Compressed Real-Time Transport Protocol, or CRTP, is used on a link-by-link basis to compress the IP/UDP/RTP from 40 bytes to 2–4 bytes most of the time. In a packet voice environment when framing speech samples every 20 milliseconds, this scenario generates a payload of 20 bytes. The total packet size comprises an IP header (20 bytes), a UDP header (8 bytes), and an RTP header (12 bytes) combined with a payload of 20 bytes. It is evident that the size of the header is twice the size of the payload. When generating packets every 20 milliseconds on a slow link, the header consumes a large portion of the bandwidth. To avoid the unnecessary consumption of available bandwidth, CRTP is used on a link-by-link basis. This compression scheme reduces the IP/UDP/RTP header to 2 bytes most of the time when no UDP checksums are being sent, or 4 bytes when UDP checksums are used.

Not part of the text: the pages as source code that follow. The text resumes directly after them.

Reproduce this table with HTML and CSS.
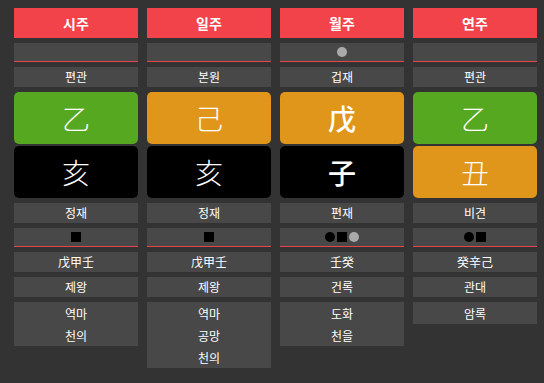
FILE: index.html
```html
<!DOCTYPE html>
<html lang="ko">
<head>
<meta charset="utf-8">
<link rel="stylesheet" href="styles.css">
</head>
<body>
<div class="board">
  <div class="col">
    <div class="head">시주</div>
    <div class="cell mark"></div>
    <div class="cell">편관</div>
    <div class="pillar">
      <div class="glyph green">乙</div>
      <div class="glyph black">亥</div>
    </div>
    <div class="cell">정재</div>
    <div class="cell mark"><span class="sq"></span></div>
    <div class="cell">戊甲壬</div>
    <div class="cell">제왕</div>
    <div class="list"><div>역마</div><div>천의</div></div>
  </div>
  <div class="col">
    <div class="head">일주</div>
    <div class="cell mark"></div>
    <div class="cell">본원</div>
    <div class="pillar">
      <div class="glyph orange">己</div>
      <div class="glyph black">亥</div>
    </div>
    <div class="cell">정재</div>
    <div class="cell mark"><span class="sq"></span></div>
    <div class="cell">戊甲壬</div>
    <div class="cell">제왕</div>
    <div class="list"><div>역마</div><div>공망</div><div>천의</div></div>
  </div>
  <div class="col">
    <div class="head">월주</div>
    <div class="cell mark"><span class="dot grey"></span></div>
    <div class="cell">겁재</div>
    <div class="pillar">
      <div class="glyph orange bold">戊</div>
      <div class="glyph black bold">子</div>
    </div>
    <div class="cell">편재</div>
    <div class="cell mark"><span class="dot"></span><span class="sq"></span><span class="dot grey"></span></div>
    <div class="cell">壬癸</div>
    <div class="cell">건록</div>
    <div class="list"><div>도화</div><div>천을</div></div>
  </div>
  <div class="col">
    <div class="head">연주</div>
    <div class="cell mark"></div>
    <div class="cell">편관</div>
    <div class="pillar">
      <div class="glyph green">乙</div>
      <div class="glyph orange">丑</div>
    </div>
    <div class="cell">비견</div>
    <div class="cell mark"><span class="dot"></span><span class="sq"></span></div>
    <div class="cell">癸辛己</div>
    <div class="cell">관대</div>
    <div class="list"><div>암록</div></div>
  </div>
</div>
</body>
</html>
```
FILE: styles.css
```css
html, body {
  margin: 0;
  background: #333333;
}
body {
  padding: 8px 7px 0 14px;
  font-family: "Noto Sans CJK KR", "Noto Sans", sans-serif;
  color: #ffffff;
}
.board {
  display: grid;
  grid-template-columns: repeat(4, 124px);
  column-gap: 9px;
  align-items: start;
}
.col {
  display: flex;
  flex-direction: column;
  gap: 5px;
}
.head {
  height: 30px;
  background: #f2434a;
  font-size: 14px;
  font-weight: 700;
  display: flex;
  align-items: center;
  justify-content: center;
}
.cell {
  height: 20px;
  background: #484848;
  font-size: 12px;
  display: flex;
  align-items: center;
  justify-content: center;
  line-height: 1;
}
.cell.mark {
  height: 18px;
  border-bottom: 1px solid #e8454b;
  gap: 2px;
}
.sq {
  display: inline-block;
  width: 10px;
  height: 10px;
  background: #000;
}
.dot {
  display: inline-block;
  width: 10px;
  height: 10px;
  border-radius: 50%;
  background: #000;
}
.dot.grey {
  background: #aaaaaa;
}
.pillar {
  display: flex;
  flex-direction: column;
  gap: 2px;
}
.glyph {
  height: 52px;
  border-radius: 5px;
  display: flex;
  align-items: center;
  justify-content: center;
  font-size: 28px;
  font-weight: 300;
  line-height: 1;
}
.glyph.bold {
  font-weight: 500;
}
.green { background: #55a820; }
.orange { background: #e0961a; }
.black { background: #000000; }
.list {
  background: #484848;
  font-size: 12px;
  display: flex;
  flex-direction: column;
}
.list div {
  height: 22px;
  display: flex;
  align-items: center;
  justify-content: center;
}
```
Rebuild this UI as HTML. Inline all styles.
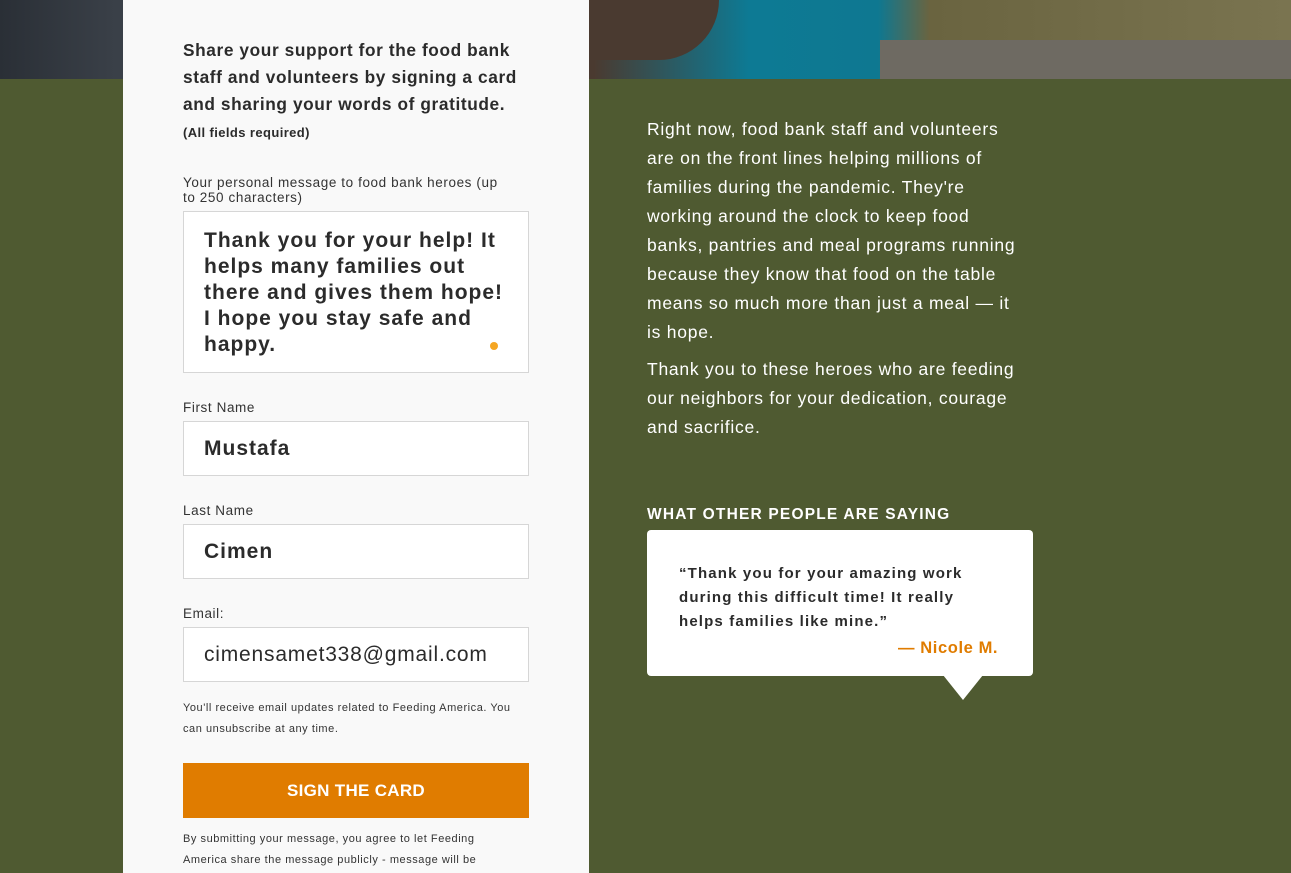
<!DOCTYPE html>
<html><head><meta charset="utf-8"><style>
*{margin:0;padding:0;box-sizing:border-box}
body{width:1291px;height:873px;overflow:hidden;background:#4f5a31;font-family:"Liberation Sans",sans-serif;position:relative}
.photo{position:absolute;left:0;top:0;width:1291px;height:79px;background:linear-gradient(90deg,#2a2f36 0%,#3a4048 9%,#4a3a30 46%,#0d7a94 58%,#0e7891 68%,#6a6440 72%,#7a7450 100%)}
.ph2{position:absolute;left:880px;top:40px;width:411px;height:39px;background:#6e6a62}
.ph3{position:absolute;left:589px;top:0;width:130px;height:60px;background:#4a3a30;border-radius:0 0 60px 0}
.panel{position:absolute;left:123px;top:0;width:466px;height:873px;background:#f9f9f9}
.abs{position:absolute;white-space:nowrap}
.intro{left:183px;top:37px;font-size:17.3px;font-weight:bold;line-height:27px;color:#2b2b2b;letter-spacing:0.6px}
.req{left:183px;top:125px;font-size:13px;font-weight:bold;color:#2b2b2b;letter-spacing:0.4px}
.lbl{font-size:13.5px;color:#333;line-height:15px;letter-spacing:0.6px}
.box{background:#fff;border:1px solid #d6d6d6;left:183px;width:346px}
.val{font-size:21px;font-weight:bold;color:#2b2b2b;letter-spacing:1px}
.small{font-size:11px;color:#333;line-height:21px;letter-spacing:0.55px}
.btn{left:183px;top:763px;width:346px;height:55px;background:#e07c00;color:#fff;font-weight:bold;font-size:17px;text-align:center;line-height:55px;letter-spacing:0.3px}
.right{left:647px;color:#fff;font-size:17.5px;line-height:29px;letter-spacing:0.75px}
.quote{left:647px;top:530px;width:386px;height:146px;background:#fff;border-radius:4px}
</style></head><body>
<div class="photo"></div><div class="ph3"></div><div class="ph2"></div>
<div class="panel"></div>
<div class="abs intro">Share your support for the food bank<br>staff and volunteers by signing a card<br>and sharing your words of gratitude.</div>
<div class="abs req">(All fields required)</div>
<div class="abs lbl" style="left:183px;top:175px">Your personal message to food bank heroes (up<br>to 250 characters)</div>
<div class="abs box" style="top:211px;height:162px"></div>
<div class="abs val" style="left:204px;top:228px;line-height:26px">Thank you for your help! It<br>helps many families out<br>there and gives them hope!<br>I hope you stay safe and<br>happy.</div>
<div class="abs" style="left:490px;top:342px;width:8px;height:8px;border-radius:50%;background:#f5a623"></div>
<div class="abs lbl" style="left:183px;top:400px">First Name</div>
<div class="abs box" style="top:421px;height:55px"></div>
<div class="abs val" style="left:204px;top:437px">Mustafa</div>
<div class="abs lbl" style="left:183px;top:503px">Last Name</div>
<div class="abs box" style="top:524px;height:55px"></div>
<div class="abs val" style="left:204px;top:540px">Cimen</div>
<div class="abs lbl" style="left:183px;top:606px">Email:</div>
<div class="abs box" style="top:627px;height:55px"></div>
<div class="abs val" style="left:204px;top:643px;font-weight:normal;letter-spacing:0.8px">cimensamet338@gmail.com</div>
<div class="abs small" style="left:183px;top:698px">You'll receive email updates related to Feeding America. You<br>can unsubscribe at any time.</div>
<div class="abs btn">SIGN THE CARD</div>
<div class="abs small" style="left:183px;top:829px">By submitting your message, you agree to let Feeding<br>America share the message publicly - message will be</div>
<div class="abs right" style="top:115px">Right now, food bank staff and volunteers<br>are on the front lines helping millions of<br>families during the pandemic. They're<br>working around the clock to keep food<br>banks, pantries and meal programs running<br>because they know that food on the table<br>means so much more than just a meal — it<br>is hope.</div>
<div class="abs right" style="top:355px">Thank you to these heroes who are feeding<br>our neighbors for your dedication, courage<br>and sacrifice.</div>
<div class="abs" style="left:647px;top:506px;color:#fff;font-weight:bold;font-size:15.5px;letter-spacing:1.2px">WHAT OTHER PEOPLE ARE SAYING</div>
<div class="abs quote"></div>
<div class="abs" style="left:943px;top:675px;width:0;height:0;border-left:20px solid transparent;border-right:20px solid transparent;border-top:25px solid #fff"></div>
<div class="abs" style="left:679px;top:562px;font-size:15px;font-weight:bold;color:#2b2b2b;line-height:24px;letter-spacing:1.15px">“Thank you for your amazing work<br>during this difficult time! It really<br>helps families like mine.”</div>
<div class="abs" style="left:898px;top:639px;font-size:16.5px;font-weight:bold;color:#e07c00;letter-spacing:0.6px">— Nicole M.</div>
</body></html>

In TCP header compression, the first factor-of-two reduction in data rate comes from the fact that half of the bytes in the IP and TCP headers remain constant over the life of the connection. For RTP header compression, some of the same techniques may be applied. However, the big gain comes from the fact that although several fields change in every packet, the difference from packet to packet is often constant and, therefore, the second-order difference is zero. By maintaining both the uncompressed header and the first-order differences in the session state shared between the compressor and the decompressor, all that must be communicated is an indication that the second-order difference was zero. In that case, the decompressor can reconstruct the original header without any loss of information, simply by adding the first-order differences to the saved, uncompressed header as each compressed packet is received. Just as TCP/IP header compression maintains shared state for multiple, simultaneous TCP connections, this IP/UDP/RTP compression must maintain state for multiple session contexts. A session context is defined by the combination of the IP source and destination addresses, the UDP source and destination ports, and the RTP synchronization source (SSRC) field. A compressor implementation might use a hash function on these fields to index a table of stored session contexts. The compressed packet carries a small integer, called the session context identifier, or CID, to indicate which session context that packet should be interpreted in.

The decompressor can use the CID to index its table of stored session contexts. CRTP can compress the 40 bytes of header down to 2–4 bytes most of the time. At times, the IP/UDP/RTP header cannot be compressed, because of a change in a field that is normally constant. For example, if a particular field (such as the payload type field) changes, then an uncompressed header must be sent. CRTP should be used on any WAN interface where bandwidth is a concern and there is a high portion of RTP traffic. The range of port numbers used in Cisco’s implementation is 16384 plus four times the number of available channels on the device.